2. Read "Your Spirited Child" and "1-2-3 Magic." The former got me through ages 2-5, the latter helped me navigate 5-on. The key takeaway is they desperately need you to be their unshakable rock when they are flying off into outer space -- they need to know you love them and will be there for them and will not be moved, period. The image of the horsefly and the horse in 1-2-3 Magic still sticks with me -- the point is that if the kid sees that she is getting you mad, that makes her feel insecure, because she is this tiny little thing, and so if you are so week as to be shaken by her, she has nothing solid to cling to. You need to be calm and loving but absolutely implacable; she needs to know what the consequences of her actions will be with complete certainly, and she needs to face those consequences every single time, and you need to be calm and loving through the whole thing, and when it's done, it's done.

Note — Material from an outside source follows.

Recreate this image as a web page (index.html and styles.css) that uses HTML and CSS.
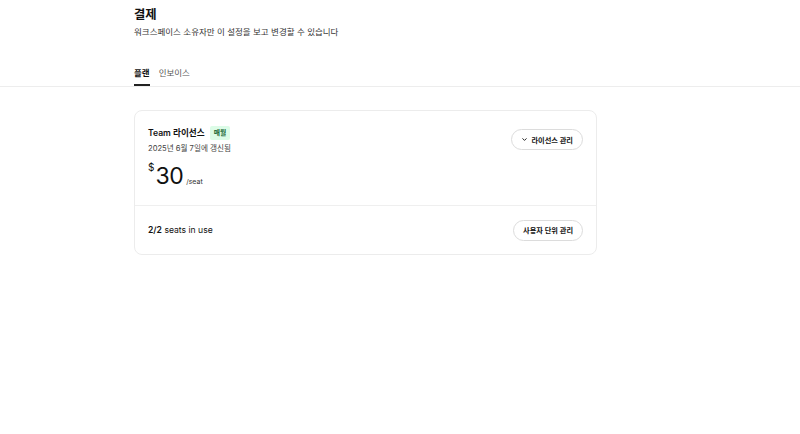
FILE: index.html
```html
<!DOCTYPE html>
<html lang="ko">
<head>
<meta charset="utf-8">
<title>결제</title>
<link rel="stylesheet" href="styles.css">
</head>
<body>
  <header class="page-head">
    <div class="wrap">
      <h1 class="title">결제</h1>
      <p class="subtitle">워크스페이스 소유자만 이 설정을 보고 변경할 수 있습니다</p>
      <nav class="tabs">
        <span class="tab active">플랜</span>
        <span class="tab">인보이스</span>
      </nav>
    </div>
  </header>
  <main class="wrap">
    <section class="card">
      <div class="row plan-row">
        <div class="plan-info">
          <div class="plan-name">Team 라이선스 <span class="badge">매월</span></div>
          <div class="renew">2025년 6월 7일에 갱신됨</div>
          <div class="price"><span class="cur">$</span><span class="amount">30</span><span class="unit">/seat</span></div>
        </div>
        <button class="btn btn-top">
          <svg class="chev" viewBox="0 0 10 10" width="7" height="7"><path d="M2.5 3.8 L5 6.3 L7.5 3.8" fill="none" stroke="#111" stroke-width="1.3" stroke-linecap="round" stroke-linejoin="round"/></svg>
          라이선스 관리
        </button>
      </div>
      <div class="row seats-row">
        <div class="seats"><b>2/2</b> seats in use</div>
        <button class="btn">사용자 단위 관리</button>
      </div>
    </section>
  </main>
</body>
</html>
```

FILE: styles.css
```css
* { box-sizing: border-box; }
html, body {
  margin: 0;
  padding: 0;
  background: #fff;
  color: #111;
  font-family: Inter, "Noto Sans CJK KR", sans-serif;
}
.wrap {
  margin-left: 134px;
  width: 463px;
}
.page-head {
  padding-top: 7px;
  border-bottom: 1px solid #ededed;
}
.title {
  margin: 0;
  font-size: 12.3px;
  line-height: 16px;
  font-weight: 700;
  color: #111;
}
.subtitle {
  margin: 3px 0 0;
  font-size: 8.5px;
  line-height: 12px;
  color: #333;
}
.tabs {
  display: flex;
  gap: 9px;
  margin-top: 29px;
}
.tab {
  font-size: 8.5px;
  line-height: 12px;
  padding-bottom: 5px;
  color: #555;
  border-bottom: 2px solid transparent;
}
.tab.active {
  font-weight: 700;
  color: #111;
  border-bottom-color: #222;
}
.card {
  margin-top: 23px;
  border: 1px solid #ececec;
  border-radius: 8px;
  background: #fff;
}
.row {
  display: flex;
  justify-content: space-between;
  padding: 0 13px;
}
.plan-row {
  padding-top: 15px;
  padding-bottom: 15px;
  border-bottom: 1px solid #efefef;
  align-items: flex-start;
}
.plan-name {
  display: flex;
  align-items: center;
  gap: 5px;
  font-size: 8.6px;
  font-weight: 600;
  line-height: 14px;
}
.badge {
  background: #dcfce7;
  color: #166534;
  font-size: 6.8px;
  font-weight: 600;
  line-height: 14px;
  padding: 0 4px;
  border-radius: 2px;
}
.renew {
  margin-top: 3px;
  font-size: 7.6px;
  line-height: 12px;
  color: #444;
}
.price {
  margin-top: 7px;
  line-height: 28px;
  height: 28px;
  white-space: nowrap;
}
.cur {
  font-size: 10px;
  line-height: 1;
  vertical-align: top;
  margin-right: 1px;
}
.amount {
  font-size: 23px;
  font-weight: 400;
  letter-spacing: -0.5px;
}
.unit {
  font-size: 7px;
  line-height: 1;
  color: #333;
  margin-left: 3px;
}
.btn {
  display: inline-flex;
  align-items: center;
  gap: 4px;
  height: 21px;
  padding: 0 9px;
  border: 1px solid #dcdcdc;
  border-radius: 999px;
  background: #fff;
  font-family: Inter, "Noto Sans CJK KR", sans-serif;
  font-size: 7.2px;
  font-weight: 600;
  color: #111;
  cursor: pointer;
}
.btn-top {
  margin-top: 3px;
}
.chev {
  display: block;
}
.seats-row {
  height: 48px;
  align-items: center;
}
.seats {
  font-size: 8.6px;
  color: #111;
}
.seats b {
  font-weight: 600;
}
```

3. ADHD is the classic "two steps forward, one step back" -- just when you think they are making progress, they do the same dumb-ass thing all over again, and you want to tear your hear out. To maintain your own sanity, you need to look at things measured over years so you can see the progress.
4. Please see specialists and therapists. There are different meds, there are therapies like neurofeedback and the like, and there are just people with expertise who can help you develop routines and consistency and parenting skills that your kid needs you to have. It is tremendously challenging, but you can get through this and end up with a wonderful, interesting kid.